Question

Statement I: The derivative of the function y=$x^2$ at a point exists.
Statement II: The integral of the function at a point where it is defined exists.
A) Statement I is true, Statement II is true; Statement II is a correct explanation of Statement I.
B) Statement I is true, Statement II is true; Statement II is a not correct explanation of Statement I
C) Statement I is true, Statement II is false.
D)Statement I is false, Statement II is true.

Answer 1

Hint: To solve this problem, knowledge about differentiability is required. If a function is polynomial, it is differentiable at every known point.
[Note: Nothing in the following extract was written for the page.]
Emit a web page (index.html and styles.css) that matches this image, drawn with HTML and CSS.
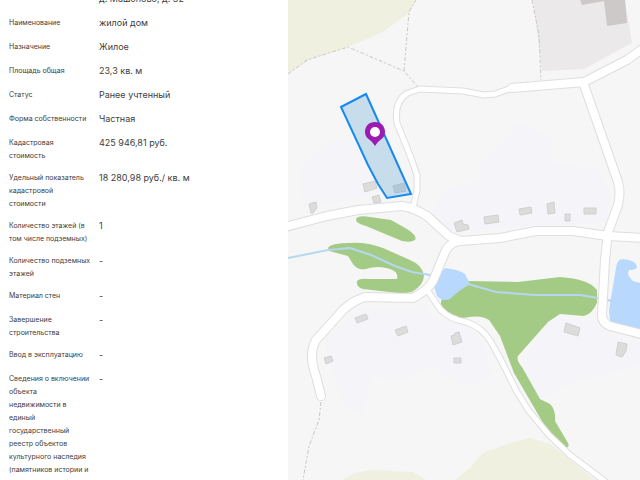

Also, any function is integrable if it exists at that point.

Complete step-by-step answer:
The given function y=$x^2$ is a polynomial function, hence it is differentiable at all points. So, Statement I is correct. Also, y=$x^2$ exists at every point hence it is integrable at all points. Hence options C. and D. can be eliminated.

Now, we can see that both the statements are true. But it is not necessary that if a function exists at a point, it is differentiable as well. So, Statement II cannot be an explanation for Statement I. Hence, the correct option is B. Statement I is true, Statement II is true; Statement II is a not correct explanation of Statement I.

Note: In such types of questions, first try to find the statement which is false. If one of the statements is false, then we can mark the correct option without checking the other statement. If both statements are true, then check if one statement is the explanation of the other.